Represents JSON at two granularities:

  • Tokens: The smallest lexical unit (a scalar like "Alice", true, 123, or a delimiter like {, }, [, ]).

  • Values: A complete unit — a scalar, or an entire object or array including everything nested inside.

A token can never represent a whole object or array; a value always can.

import { JSONTextDecoder, KIND } from "jsontext";

const json = `{"name": "Alice", "tags": ["admin", "user"]}`;
const decoder = new JSONTextDecoder(new TextEncoder().encode(json));
decoder.end(); // signal no more bytes will be pushed

// readToken — one lexical step at a time
decoder.readToken().kind; // KIND.OBJECT_BEGIN  ('{')
decoder.readToken().asString(); // "name"
decoder.readToken().asString(); // "Alice"
decoder.readToken().asString(); // "tags"

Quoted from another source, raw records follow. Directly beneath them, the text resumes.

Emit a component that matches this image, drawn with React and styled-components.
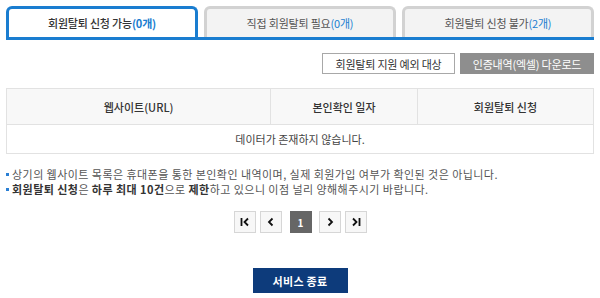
import React from "react";
import styled, { createGlobalStyle } from "styled-components";

const GlobalStyle = createGlobalStyle`
  html, body {
    margin: 0;
    padding: 0;
    background: #fff;
  }
  body {
    font-family: "Noto Sans CJK KR", "Noto Sans", sans-serif;
    color: #333;
  }
`;

const Page = styled.div`
  width: 600px;
  height: 298px;
  box-sizing: border-box;
  padding: 6px 6px 0;
  overflow: hidden;
`;

const TabBar = styled.div`
  display: flex;
  gap: 6px;
  border-bottom: 3px solid #1a7dd0;
`;

const Tab = styled.div`
  flex: 1;
  height: 31px;
  box-sizing: border-box;
  border: 3px solid ${(p) => (p.$active ? "#1a7dd0" : "#d2d2d2")};
  border-bottom: none;
  border-radius: 6px 6px 0 0;
  background: ${(p) => (p.$active ? "#fff" : "#f3f3f3")};
  display: flex;
  align-items: center;
  justify-content: center;
  font-size: 11px;
  color: ${(p) => (p.$active ? "#333" : "#555")};
  font-weight: ${(p) => (p.$active ? 500 : 400)};
  letter-spacing: -0.2px;
`;

const Count = styled.span`
  color: #1a7dd0;
  font-weight: ${(p) => (p.$bold ? 700 : 400)};
`;

const ActionRow = styled.div`
  display: flex;
  justify-content: flex-end;
  gap: 5px;
  margin-top: 13px;
`;

const ActionButton = styled.button`
  height: 21px;
  width: ${(p) => p.$w}px;
  box-sizing: border-box;
  border: 1px solid ${(p) => (p.$dark ? "#8e8e8e" : "#a8a8a8")};
  background: ${(p) => (p.$dark ? "#8e8e8e" : "#fff")};
  color: ${(p) => (p.$dark ? "#fff" : "#333")};
  font-family: inherit;
  font-size: 11px;
  padding: 0;
  letter-spacing: -0.2px;
`;

const Table = styled.table`
  width: 100%;
  margin-top: 14px;
  border-collapse: collapse;
  table-layout: fixed;
  font-size: 11px;
`;

const Th = styled.th`
  height: 35px;
  padding: 0;
  background: #f8f8f8;
  border: 1px solid #e2e2e2;
  font-weight: 500;
  color: #333;
`;

const Td = styled.td`
  height: 28px;
  padding: 0;
  border: 1px solid #e2e2e2;
  text-align: center;
  color: #444;
`;

const Notes = styled.ul`
  list-style: none;
  margin: 13px 0 0;
  padding: 0;
  font-size: 11px;
  color: #555;
`;

const Note = styled.li`
  position: relative;
  padding-left: 6px;
  line-height: 15px;
  letter-spacing: 0.45px;
  white-space: nowrap;
  &::before {
    content: "";
    position: absolute;
    left: 0;
    top: 6px;
    width: 3px;
    height: 3px;
    background: #2a7fd4;
  }
`;

const Strong = styled.b`
  font-weight: 700;
  color: #333;
`;

const Pager = styled.div`
  display: flex;
  justify-content: center;
  align-items: center;
  margin-top: 14px;
`;

const PageGroup = styled.div`
  display: flex;
  gap: 4px;
`;

const PageButton = styled.button`
  width: 22px;
  height: 22px;
  box-sizing: border-box;
  padding: 0;
  border: 1px solid ${(p) => (p.$current ? "#666" : "#d6d6d6")};
  background: ${(p) => (p.$current ? "#666" : "#f7f7f7")};
  color: ${(p) => (p.$current ? "#fff" : "#333")};
  font-family: inherit;
  font-size: 10px;
  font-weight: 700;
  display: flex;
  align-items: center;
  justify-content: center;
  margin: 0 ${(p) => (p.$current ? "7px" : "0")} 0 ${(p) => (p.$current ? "8px" : "0")};
`;

const Footer = styled.div`
  display: flex;
  justify-content: center;
  margin-top: 35px;
`;

const EndButton = styled.button`
  width: 95px;
  height: 25px;
  border: none;
  background: #0d3b7b;
  color: #fff;
  font-family: inherit;
  font-size: 11px;
  font-weight: 700;
  padding: 0;
  letter-spacing: 0.3px;
`;

const Arrow = ({ dir, bar }) => (
  <svg width="12" height="12" viewBox="0 0 12 12" fill="none" stroke="#111" strokeWidth="1.8">
    {dir === "left" ? (
      <>
        {bar && <line x1="2.5" y1="2" x2="2.5" y2="10" />}
        <polyline points={bar ? "9,2.5 5.5,6 9,9.5" : "7.5,2.5 4,6 7.5,9.5"} />
      </>
    ) : (
      <>
        <polyline points={bar ? "3,2.5 6.5,6 3,9.5" : "4.5,2.5 8,6 4.5,9.5"} />
        {bar && <line x1="9.5" y1="2" x2="9.5" y2="10" />}
      </>
    )}
  </svg>
);

export default function App() {
  return (
    <Page>
      <GlobalStyle />
      <TabBar>
        <Tab $active>
          회원탈퇴 신청 가능<Count $bold>(0개)</Count>
        </Tab>
        <Tab>
          직접 회원탈퇴 필요<Count>(0개)</Count>
        </Tab>
        <Tab>
          회원탈퇴 신청 불가<Count>(2개)</Count>
        </Tab>
      </TabBar>

      <ActionRow>
        <ActionButton $w={133}>회원탈퇴 지원 예외 대상</ActionButton>
        <ActionButton $w={134} $dark>
          인증내역(엑셀) 다운로드
        </ActionButton>
      </ActionRow>

      <Table>
        <colgroup>
          <col style={{ width: "45%" }} />
          <col style={{ width: "25%" }} />
          <col style={{ width: "30%" }} />
        </colgroup>
        <thead>
          <tr>
            <Th>웹사이트(URL)</Th>
            <Th>본인확인 일자</Th>
            <Th>회원탈퇴 신청</Th>
          </tr>
        </thead>
        <tbody>
          <tr>
            <Td colSpan={3}>데이터가 존재하지 않습니다.</Td>
          </tr>
        </tbody>
      </Table>

      <Notes>
        <Note>
          상기의 웹사이트 목록은 휴대폰을 통한 본인확인 내역이며, 실제 회원가입 여부가 확인된 것은 아닙니다.
        </Note>
        <Note>
          <Strong>회원탈퇴 신청</Strong>은 <Strong>하루 최대 10건</Strong>으로 <Strong>제한</Strong>하고 있으니 이점 널리
          양해해주시기 바랍니다.
        </Note>
      </Notes>

      <Pager>
        <PageGroup>
          <PageButton>
            <Arrow dir="left" bar />
          </PageButton>
          <PageButton>
            <Arrow dir="left" />
          </PageButton>
        </PageGroup>
        <PageButton $current>1</PageButton>
        <PageGroup>
          <PageButton>
            <Arrow dir="right" />
          </PageButton>
          <PageButton>
            <Arrow dir="right" bar />
          </PageButton>
        </PageGroup>
      </Pager>

      <Footer>
        <EndButton>서비스 종료</EndButton>
      </Footer>
    </Page>
  );
}
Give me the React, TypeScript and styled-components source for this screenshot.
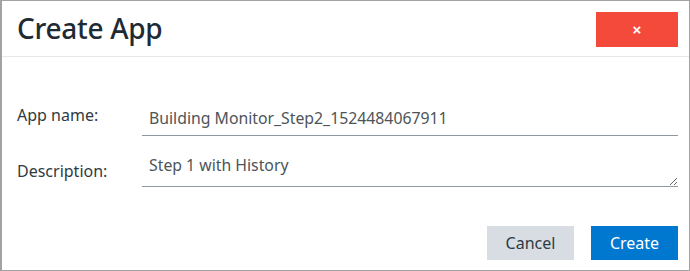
import React from 'react';
import styled, { createGlobalStyle } from 'styled-components';

const GlobalStyle = createGlobalStyle`
  body {
    margin: 0;
    background: #ffffff;
    font-family: 'Noto Sans', 'Liberation Sans', sans-serif;
  }
`;

const Dialog = styled.div`
  box-sizing: border-box;
  width: 690px;
  height: 271px;
  border: 1px solid #a2a2a2;
  border-left-width: 2px;
  background: #ffffff;
  display: flex;
  flex-direction: column;
`;

const Header = styled.div`
  box-sizing: border-box;
  height: 56px;
  padding: 0 11px 0 15px;
  display: flex;
  align-items: center;
  justify-content: space-between;
  border-bottom: 1px solid #e6e8e9;
`;

const Title = styled.h1`
  margin: 0;
  font-size: 28px;
  font-weight: 500;
  color: #1f2b34;
  letter-spacing: -0.3px;
  line-height: 1;
  margin-top: -2px;
`;

const CloseButton = styled.button`
  width: 82px;
  height: 35px;
  margin-top: 2px;
  border: none;
  background: #f44a3b;
  color: #ffffff;
  font-size: 15px;
  font-weight: 700;
  display: flex;
  align-items: center;
  justify-content: center;
  padding: 0;
  cursor: pointer;
`;

const Form = styled.div`
  padding: 43px 11px 0 15px;
  display: grid;
  grid-template-columns: 125px 1fr;
  row-gap: 15px;
  align-items: center;
`;

const Label = styled.label<{ $offset?: number }>`
  font-size: 16px;
  color: #2f3a42;
  position: relative;
  top: ${(p) => p.$offset ?? 0}px;
`;

const TextInput = styled.input`
  box-sizing: border-box;
  width: 100%;
  height: 36px;
  border: none;
  border-bottom: 1px solid #8d9aa3;
  padding: 0 7px;
  font-family: inherit;
  font-size: 15.8px;
  color: #4d5459;
  outline: none;
  background: transparent;
`;

const TextArea = styled.textarea`
  box-sizing: border-box;
  width: 100%;
  height: 36px;
  border: none;
  border-bottom: 1px solid #8d9aa3;
  padding: 3px 7px 0;
  font-family: inherit;
  font-size: 15.8px;
  line-height: 22px;
  color: #4d5459;
  outline: none;
  resize: vertical;
  background: transparent;
  display: block;
`;

const Footer = styled.div`
  margin-top: auto;
  padding: 0 11px 10px 0;
  display: flex;
  justify-content: flex-end;
  gap: 17px;
`;

const ActionButton = styled.button<{ $primary?: boolean }>`
  width: 87px;
  height: 34px;
  border: none;
  padding: 0;
  font-family: inherit;
  font-size: 16px;
  background: ${(p) => (p.$primary ? '#0078d0' : '#d7dde2')};
  color: ${(p) => (p.$primary ? '#ffffff' : '#2d3a44')};
  cursor: pointer;
`;

export default function App() {
  return (
    <>
      <GlobalStyle />
      <Dialog>
        <Header>
          <Title>Create App</Title>
          <CloseButton aria-label="Close">×</CloseButton>
        </Header>
        <Form>
          <Label $offset={-3}>App name:</Label>
          <TextInput defaultValue="Building Monitor_Step2_1524484067911" />
          <Label $offset={2}>Description:</Label>
          <TextArea defaultValue="Step 1 with History" />
        </Form>
        <Footer>
          <ActionButton>Cancel</ActionButton>
          <ActionButton $primary>Create</ActionButton>
        </Footer>
      </Dialog>
    </>
  );
}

// readValue — collapses an entire subtree into one Value
const tags = decoder.readValue();
tags.json(); // ["admin", "user"]

decoder.readToken().kind; // KIND.OBJECT_END    ('}')

Use Value when you need a specific subtree. Call value.json() to materialize it, or decoder.skipValue() to cheaply discard massive branches you don't need without parsing them.

Important

Tokens and values returned from a decoder are views into its internal buffer. The buffer is overwritten the next time you .push() more bytes or read another token/value, so anything you keep around must be copied first with .clone().

const collected = [];
let token;

while ((token = decoder.readToken()) !== undefined) {
  collected.push(token); // unsafe: all entries may end up pointing at the same bytes
  collected.push(token.clone()); // safe: independent copy
}

Push and pull

Decoding is split into two halves. You push bytes in whenever you have them — from a single buffer, a stream chunk, a socket, anything — and you pull tokens or values out at your own pace. The decoder buffers what it needs and waits for more bytes when a token straddles a chunk boundary.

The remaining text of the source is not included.